# [Exercise requirements]
Using the material below, copy every line where "components" appears.

# [Data extract]
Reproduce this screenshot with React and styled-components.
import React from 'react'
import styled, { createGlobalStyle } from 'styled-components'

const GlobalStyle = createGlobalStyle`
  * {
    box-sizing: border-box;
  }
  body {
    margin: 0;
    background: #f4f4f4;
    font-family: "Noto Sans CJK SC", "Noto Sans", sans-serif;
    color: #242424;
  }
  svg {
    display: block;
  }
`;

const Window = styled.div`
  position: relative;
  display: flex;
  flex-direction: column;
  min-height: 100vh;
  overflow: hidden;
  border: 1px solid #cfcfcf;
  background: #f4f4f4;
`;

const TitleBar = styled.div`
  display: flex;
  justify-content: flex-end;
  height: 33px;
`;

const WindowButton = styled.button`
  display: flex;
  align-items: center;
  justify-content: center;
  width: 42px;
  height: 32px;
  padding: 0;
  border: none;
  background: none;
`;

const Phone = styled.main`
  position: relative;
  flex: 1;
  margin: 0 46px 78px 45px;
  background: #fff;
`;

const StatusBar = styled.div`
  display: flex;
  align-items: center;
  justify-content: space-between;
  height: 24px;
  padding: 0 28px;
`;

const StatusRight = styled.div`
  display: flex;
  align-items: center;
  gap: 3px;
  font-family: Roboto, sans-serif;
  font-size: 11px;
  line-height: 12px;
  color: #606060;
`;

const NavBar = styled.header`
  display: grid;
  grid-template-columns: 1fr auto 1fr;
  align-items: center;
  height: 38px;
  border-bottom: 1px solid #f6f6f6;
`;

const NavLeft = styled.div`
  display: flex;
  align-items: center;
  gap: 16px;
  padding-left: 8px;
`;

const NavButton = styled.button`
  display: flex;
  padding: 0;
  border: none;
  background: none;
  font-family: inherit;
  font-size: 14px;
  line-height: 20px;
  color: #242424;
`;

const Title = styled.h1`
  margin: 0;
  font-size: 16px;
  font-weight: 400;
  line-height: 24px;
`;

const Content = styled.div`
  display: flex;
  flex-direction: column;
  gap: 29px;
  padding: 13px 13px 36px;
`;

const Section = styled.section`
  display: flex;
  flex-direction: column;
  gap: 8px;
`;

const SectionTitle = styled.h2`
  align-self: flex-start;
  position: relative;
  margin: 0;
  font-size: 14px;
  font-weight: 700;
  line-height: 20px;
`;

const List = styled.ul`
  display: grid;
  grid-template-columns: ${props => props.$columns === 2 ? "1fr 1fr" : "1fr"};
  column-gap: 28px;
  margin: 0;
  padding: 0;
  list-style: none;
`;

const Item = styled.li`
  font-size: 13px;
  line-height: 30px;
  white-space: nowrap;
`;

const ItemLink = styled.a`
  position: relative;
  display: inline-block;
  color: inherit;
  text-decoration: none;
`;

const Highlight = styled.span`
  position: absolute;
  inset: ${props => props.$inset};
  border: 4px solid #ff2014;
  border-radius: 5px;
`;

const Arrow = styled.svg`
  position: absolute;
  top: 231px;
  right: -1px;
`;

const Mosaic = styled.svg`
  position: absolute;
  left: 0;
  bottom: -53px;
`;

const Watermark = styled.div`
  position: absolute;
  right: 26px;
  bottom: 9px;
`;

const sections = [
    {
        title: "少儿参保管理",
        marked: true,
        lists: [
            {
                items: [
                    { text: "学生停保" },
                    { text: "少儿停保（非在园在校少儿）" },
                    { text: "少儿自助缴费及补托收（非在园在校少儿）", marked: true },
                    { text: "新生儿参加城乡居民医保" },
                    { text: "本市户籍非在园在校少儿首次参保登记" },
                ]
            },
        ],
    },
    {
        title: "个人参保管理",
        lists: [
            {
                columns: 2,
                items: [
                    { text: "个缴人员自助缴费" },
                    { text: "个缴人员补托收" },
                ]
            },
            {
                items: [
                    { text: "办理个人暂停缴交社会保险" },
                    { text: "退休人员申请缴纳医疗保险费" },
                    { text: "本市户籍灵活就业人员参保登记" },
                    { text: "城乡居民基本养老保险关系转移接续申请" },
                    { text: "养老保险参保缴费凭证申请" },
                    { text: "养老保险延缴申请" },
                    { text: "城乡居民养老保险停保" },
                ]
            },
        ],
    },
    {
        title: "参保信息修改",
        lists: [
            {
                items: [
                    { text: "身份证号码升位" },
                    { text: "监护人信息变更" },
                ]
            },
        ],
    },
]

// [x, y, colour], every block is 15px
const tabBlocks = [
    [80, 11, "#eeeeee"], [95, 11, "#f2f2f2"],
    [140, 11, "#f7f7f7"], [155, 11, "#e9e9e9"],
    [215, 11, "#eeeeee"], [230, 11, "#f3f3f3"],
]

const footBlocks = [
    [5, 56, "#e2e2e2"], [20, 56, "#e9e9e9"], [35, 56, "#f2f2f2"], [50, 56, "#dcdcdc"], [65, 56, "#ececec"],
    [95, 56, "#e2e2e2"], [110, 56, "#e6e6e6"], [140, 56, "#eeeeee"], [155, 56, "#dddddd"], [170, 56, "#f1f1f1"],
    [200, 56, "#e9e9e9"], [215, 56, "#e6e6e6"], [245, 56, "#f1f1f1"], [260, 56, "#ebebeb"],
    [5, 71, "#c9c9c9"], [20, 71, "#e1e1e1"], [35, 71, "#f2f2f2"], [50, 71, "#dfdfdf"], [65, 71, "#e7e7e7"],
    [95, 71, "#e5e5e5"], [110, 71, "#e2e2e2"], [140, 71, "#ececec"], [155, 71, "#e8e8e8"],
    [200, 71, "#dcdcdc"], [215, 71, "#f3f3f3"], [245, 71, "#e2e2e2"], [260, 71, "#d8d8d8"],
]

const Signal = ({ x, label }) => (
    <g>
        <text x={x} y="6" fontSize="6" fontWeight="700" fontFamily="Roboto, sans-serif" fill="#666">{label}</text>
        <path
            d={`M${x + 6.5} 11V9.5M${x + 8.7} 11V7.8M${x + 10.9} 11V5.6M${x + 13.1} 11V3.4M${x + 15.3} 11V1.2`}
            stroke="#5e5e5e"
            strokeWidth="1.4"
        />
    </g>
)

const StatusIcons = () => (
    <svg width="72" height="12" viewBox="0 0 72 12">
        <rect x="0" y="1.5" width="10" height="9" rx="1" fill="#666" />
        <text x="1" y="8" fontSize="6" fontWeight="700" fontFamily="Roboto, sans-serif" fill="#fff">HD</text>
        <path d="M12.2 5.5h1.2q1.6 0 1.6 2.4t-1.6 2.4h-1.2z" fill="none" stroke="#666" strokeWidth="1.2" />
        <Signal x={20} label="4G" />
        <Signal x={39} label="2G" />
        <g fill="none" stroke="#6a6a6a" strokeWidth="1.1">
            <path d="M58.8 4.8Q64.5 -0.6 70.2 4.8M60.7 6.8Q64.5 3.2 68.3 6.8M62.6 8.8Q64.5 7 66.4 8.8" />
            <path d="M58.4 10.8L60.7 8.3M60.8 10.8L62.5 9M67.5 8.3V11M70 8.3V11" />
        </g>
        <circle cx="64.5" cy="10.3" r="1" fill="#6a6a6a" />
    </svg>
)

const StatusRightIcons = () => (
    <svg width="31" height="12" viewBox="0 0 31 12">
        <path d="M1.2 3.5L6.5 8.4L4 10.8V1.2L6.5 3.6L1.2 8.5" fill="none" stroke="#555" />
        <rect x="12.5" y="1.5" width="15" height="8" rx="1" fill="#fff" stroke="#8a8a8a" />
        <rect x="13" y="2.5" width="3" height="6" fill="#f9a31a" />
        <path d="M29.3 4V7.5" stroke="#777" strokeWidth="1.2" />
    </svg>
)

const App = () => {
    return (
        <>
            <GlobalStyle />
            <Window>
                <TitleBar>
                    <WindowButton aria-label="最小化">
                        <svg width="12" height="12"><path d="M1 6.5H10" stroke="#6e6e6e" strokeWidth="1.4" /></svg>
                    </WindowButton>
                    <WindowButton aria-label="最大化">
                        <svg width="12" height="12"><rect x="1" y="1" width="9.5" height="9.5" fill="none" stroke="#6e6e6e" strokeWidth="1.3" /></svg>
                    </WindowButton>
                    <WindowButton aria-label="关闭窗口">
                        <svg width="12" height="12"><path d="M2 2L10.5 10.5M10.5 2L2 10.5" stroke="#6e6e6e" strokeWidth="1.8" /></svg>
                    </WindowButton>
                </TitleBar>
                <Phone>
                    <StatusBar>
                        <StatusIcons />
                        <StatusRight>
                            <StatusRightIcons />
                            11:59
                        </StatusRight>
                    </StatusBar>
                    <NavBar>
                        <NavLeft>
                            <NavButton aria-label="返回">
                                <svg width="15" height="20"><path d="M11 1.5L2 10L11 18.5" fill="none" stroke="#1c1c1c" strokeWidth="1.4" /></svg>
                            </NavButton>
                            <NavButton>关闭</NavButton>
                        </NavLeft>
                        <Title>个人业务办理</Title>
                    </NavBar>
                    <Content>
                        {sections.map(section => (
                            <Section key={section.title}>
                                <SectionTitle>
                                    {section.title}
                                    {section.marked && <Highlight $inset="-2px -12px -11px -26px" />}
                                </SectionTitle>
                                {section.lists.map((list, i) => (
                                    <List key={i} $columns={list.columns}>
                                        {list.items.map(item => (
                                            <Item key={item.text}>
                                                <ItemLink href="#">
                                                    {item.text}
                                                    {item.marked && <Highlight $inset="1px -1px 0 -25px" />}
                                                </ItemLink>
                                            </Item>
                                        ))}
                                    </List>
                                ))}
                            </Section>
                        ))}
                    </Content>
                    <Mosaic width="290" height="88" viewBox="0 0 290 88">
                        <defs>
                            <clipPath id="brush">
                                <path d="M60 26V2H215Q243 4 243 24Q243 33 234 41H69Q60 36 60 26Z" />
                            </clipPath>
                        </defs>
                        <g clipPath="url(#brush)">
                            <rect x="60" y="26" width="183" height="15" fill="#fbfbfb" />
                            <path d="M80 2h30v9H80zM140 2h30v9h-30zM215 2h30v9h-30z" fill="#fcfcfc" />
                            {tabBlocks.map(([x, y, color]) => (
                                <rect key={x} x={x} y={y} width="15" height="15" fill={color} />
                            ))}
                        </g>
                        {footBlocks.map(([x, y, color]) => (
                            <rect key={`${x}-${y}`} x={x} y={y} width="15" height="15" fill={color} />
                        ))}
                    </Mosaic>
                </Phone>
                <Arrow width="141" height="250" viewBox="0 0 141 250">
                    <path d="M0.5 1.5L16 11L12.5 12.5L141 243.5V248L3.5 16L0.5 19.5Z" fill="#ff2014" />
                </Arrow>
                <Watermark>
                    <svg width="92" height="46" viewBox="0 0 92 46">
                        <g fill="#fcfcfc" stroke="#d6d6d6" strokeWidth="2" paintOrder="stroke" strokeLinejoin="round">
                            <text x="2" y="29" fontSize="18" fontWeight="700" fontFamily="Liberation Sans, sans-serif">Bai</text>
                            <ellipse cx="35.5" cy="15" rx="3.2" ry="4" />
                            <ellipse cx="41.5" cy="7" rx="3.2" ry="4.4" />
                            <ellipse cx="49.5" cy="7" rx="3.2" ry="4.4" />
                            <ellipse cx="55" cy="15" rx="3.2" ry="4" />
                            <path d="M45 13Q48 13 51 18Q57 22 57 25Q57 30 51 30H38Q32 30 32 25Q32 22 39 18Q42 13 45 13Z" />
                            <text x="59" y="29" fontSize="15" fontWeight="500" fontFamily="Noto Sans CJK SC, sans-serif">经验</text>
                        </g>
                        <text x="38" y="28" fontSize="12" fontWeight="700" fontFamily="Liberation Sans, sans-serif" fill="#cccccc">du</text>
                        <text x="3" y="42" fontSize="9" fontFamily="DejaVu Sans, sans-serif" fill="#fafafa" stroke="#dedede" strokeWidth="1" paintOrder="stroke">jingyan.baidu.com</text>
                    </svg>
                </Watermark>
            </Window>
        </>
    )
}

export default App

# [Result of the task]
Reproduce this screenshot with React and styled-components.
import styled, { createGlobalStyle } from 'styled-components'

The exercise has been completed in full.